THE EXERCISE —
From the entries below, extract every line that includes the word "styles".
▬▬▬
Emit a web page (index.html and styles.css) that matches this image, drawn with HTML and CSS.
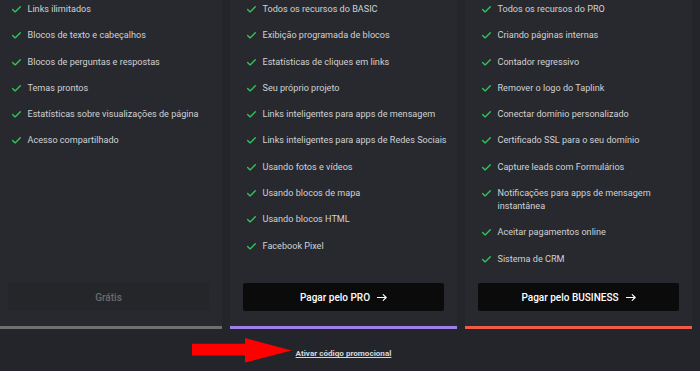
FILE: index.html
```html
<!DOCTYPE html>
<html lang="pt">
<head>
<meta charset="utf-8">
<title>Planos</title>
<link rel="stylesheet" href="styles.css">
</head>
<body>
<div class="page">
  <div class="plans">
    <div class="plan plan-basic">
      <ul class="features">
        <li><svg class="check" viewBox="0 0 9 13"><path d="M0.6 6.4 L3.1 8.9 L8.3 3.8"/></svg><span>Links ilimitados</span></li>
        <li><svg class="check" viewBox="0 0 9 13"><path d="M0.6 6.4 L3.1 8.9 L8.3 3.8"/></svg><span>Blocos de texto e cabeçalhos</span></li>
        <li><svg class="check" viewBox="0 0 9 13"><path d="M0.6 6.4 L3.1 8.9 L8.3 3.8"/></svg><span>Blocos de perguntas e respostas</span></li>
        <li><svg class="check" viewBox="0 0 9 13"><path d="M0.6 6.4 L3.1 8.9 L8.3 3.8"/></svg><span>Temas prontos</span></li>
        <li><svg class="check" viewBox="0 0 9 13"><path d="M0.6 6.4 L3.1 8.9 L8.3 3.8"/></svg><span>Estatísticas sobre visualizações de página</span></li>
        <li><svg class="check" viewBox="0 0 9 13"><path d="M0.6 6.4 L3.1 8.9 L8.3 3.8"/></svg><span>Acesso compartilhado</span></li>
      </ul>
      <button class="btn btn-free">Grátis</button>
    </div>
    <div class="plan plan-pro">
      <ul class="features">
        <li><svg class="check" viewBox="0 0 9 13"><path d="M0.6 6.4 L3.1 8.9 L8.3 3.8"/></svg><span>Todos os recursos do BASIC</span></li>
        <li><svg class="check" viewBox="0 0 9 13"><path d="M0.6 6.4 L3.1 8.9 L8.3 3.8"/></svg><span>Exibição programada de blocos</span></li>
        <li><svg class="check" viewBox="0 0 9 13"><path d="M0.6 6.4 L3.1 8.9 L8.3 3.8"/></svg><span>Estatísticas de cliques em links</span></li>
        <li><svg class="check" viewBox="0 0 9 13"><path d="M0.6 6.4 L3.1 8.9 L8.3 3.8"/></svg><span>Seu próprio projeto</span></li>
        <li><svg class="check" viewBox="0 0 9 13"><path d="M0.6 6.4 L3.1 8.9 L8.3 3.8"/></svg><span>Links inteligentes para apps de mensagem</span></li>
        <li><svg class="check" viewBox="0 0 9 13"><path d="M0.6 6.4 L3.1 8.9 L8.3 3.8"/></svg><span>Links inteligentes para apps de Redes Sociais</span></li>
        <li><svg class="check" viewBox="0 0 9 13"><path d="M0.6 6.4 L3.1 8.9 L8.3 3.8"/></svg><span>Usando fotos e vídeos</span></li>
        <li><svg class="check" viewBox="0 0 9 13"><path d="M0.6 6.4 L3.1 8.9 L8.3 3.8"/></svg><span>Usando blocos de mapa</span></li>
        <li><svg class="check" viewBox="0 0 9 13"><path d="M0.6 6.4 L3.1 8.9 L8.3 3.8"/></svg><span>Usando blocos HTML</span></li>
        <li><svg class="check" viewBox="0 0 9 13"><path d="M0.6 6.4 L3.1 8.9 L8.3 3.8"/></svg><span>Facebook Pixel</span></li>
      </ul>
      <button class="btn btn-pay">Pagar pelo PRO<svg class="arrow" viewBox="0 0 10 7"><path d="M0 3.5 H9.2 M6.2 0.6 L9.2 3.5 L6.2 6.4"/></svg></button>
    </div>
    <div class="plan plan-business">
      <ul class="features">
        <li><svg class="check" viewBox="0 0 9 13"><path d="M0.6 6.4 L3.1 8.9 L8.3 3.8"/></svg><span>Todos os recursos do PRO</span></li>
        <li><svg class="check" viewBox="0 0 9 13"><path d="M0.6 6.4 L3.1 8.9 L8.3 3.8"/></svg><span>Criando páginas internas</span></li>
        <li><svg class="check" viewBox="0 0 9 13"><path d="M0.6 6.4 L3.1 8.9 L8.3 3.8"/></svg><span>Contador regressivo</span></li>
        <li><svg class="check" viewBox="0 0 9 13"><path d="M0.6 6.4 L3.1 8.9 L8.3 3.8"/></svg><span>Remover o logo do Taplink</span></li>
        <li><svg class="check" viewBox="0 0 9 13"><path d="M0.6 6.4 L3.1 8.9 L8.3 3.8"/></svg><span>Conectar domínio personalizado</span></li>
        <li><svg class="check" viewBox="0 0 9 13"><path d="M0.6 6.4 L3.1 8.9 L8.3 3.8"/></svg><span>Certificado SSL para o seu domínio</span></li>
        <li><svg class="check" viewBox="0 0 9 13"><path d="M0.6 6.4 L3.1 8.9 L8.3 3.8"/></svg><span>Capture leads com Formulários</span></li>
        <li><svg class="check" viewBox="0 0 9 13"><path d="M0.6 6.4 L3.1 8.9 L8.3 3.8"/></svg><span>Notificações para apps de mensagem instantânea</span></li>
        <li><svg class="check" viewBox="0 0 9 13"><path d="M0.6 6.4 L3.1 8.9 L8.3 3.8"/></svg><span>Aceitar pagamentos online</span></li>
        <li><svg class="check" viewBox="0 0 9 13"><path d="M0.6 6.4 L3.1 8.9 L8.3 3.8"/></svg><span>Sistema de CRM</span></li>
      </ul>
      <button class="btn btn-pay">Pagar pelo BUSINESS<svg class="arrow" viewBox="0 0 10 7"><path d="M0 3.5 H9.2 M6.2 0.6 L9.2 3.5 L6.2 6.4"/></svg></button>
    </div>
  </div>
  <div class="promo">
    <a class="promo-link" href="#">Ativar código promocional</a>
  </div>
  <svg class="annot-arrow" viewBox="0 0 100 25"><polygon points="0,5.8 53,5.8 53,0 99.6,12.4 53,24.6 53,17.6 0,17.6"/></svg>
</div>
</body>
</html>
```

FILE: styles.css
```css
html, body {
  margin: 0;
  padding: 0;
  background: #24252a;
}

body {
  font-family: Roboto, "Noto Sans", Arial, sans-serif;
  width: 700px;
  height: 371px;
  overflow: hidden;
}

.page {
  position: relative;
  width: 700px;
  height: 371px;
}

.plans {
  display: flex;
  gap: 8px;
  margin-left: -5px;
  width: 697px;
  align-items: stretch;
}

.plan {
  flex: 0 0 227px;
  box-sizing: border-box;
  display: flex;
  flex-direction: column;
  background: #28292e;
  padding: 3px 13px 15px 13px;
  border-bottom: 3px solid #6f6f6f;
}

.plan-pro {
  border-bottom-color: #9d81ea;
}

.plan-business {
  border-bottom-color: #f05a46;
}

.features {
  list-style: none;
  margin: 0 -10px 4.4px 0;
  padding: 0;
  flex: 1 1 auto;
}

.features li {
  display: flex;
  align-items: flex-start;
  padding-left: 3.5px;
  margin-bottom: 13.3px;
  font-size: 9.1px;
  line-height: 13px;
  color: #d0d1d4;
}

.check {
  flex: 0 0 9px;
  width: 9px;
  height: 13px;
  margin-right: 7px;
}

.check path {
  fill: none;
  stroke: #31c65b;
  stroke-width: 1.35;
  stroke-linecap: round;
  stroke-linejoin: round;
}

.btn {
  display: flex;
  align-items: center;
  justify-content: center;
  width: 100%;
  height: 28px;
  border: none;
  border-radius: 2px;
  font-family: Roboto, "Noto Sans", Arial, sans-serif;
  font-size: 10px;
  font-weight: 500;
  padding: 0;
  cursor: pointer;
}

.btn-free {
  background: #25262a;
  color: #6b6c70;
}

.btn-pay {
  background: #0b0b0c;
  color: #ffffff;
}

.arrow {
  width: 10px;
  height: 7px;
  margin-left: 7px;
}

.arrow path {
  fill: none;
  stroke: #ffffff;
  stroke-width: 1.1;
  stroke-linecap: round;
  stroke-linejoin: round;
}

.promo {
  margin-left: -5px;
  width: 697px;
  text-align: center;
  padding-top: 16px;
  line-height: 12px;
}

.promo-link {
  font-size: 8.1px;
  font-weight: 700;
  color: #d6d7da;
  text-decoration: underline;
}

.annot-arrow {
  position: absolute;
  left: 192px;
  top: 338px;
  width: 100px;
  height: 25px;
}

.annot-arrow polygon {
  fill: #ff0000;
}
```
▬▬▬
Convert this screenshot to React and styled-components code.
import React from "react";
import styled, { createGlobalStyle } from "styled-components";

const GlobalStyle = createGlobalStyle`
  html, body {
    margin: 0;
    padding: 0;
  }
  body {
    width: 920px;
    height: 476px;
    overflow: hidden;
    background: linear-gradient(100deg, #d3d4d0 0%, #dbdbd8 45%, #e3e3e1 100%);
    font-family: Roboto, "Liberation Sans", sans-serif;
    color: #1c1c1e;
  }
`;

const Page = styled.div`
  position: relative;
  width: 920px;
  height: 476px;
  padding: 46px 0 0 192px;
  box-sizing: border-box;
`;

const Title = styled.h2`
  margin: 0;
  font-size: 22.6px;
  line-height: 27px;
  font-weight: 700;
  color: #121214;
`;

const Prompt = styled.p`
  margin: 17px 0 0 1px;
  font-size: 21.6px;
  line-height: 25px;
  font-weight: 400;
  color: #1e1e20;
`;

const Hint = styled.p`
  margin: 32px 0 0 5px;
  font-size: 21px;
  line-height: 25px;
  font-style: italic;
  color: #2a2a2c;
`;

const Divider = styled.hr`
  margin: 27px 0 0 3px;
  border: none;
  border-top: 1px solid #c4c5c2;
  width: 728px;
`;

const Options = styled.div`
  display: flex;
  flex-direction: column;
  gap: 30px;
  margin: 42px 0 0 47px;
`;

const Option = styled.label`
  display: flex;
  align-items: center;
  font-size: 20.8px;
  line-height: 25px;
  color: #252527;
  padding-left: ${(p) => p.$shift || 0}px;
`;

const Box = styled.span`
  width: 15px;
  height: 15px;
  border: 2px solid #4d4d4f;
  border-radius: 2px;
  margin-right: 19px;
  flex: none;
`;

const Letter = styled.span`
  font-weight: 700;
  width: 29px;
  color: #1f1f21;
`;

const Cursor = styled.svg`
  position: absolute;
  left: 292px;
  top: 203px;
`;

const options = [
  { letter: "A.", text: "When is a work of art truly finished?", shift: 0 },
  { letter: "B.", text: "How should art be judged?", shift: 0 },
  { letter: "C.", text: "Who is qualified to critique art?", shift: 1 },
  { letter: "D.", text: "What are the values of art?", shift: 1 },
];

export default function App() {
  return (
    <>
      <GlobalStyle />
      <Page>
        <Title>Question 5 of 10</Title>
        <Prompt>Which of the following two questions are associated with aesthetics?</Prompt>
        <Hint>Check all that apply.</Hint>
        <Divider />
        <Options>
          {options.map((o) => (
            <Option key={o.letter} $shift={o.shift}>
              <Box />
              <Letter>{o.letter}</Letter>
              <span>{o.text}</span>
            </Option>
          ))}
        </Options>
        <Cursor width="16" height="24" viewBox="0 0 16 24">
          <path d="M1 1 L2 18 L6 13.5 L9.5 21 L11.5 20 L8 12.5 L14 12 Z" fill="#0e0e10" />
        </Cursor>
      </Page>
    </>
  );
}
▬▬▬
SOLUTION TO THIS EXERCISE —
Emit a web page (index.html and styles.css) that matches this image, drawn with HTML and CSS.
<link rel="stylesheet" href="styles.css">
FILE: styles.css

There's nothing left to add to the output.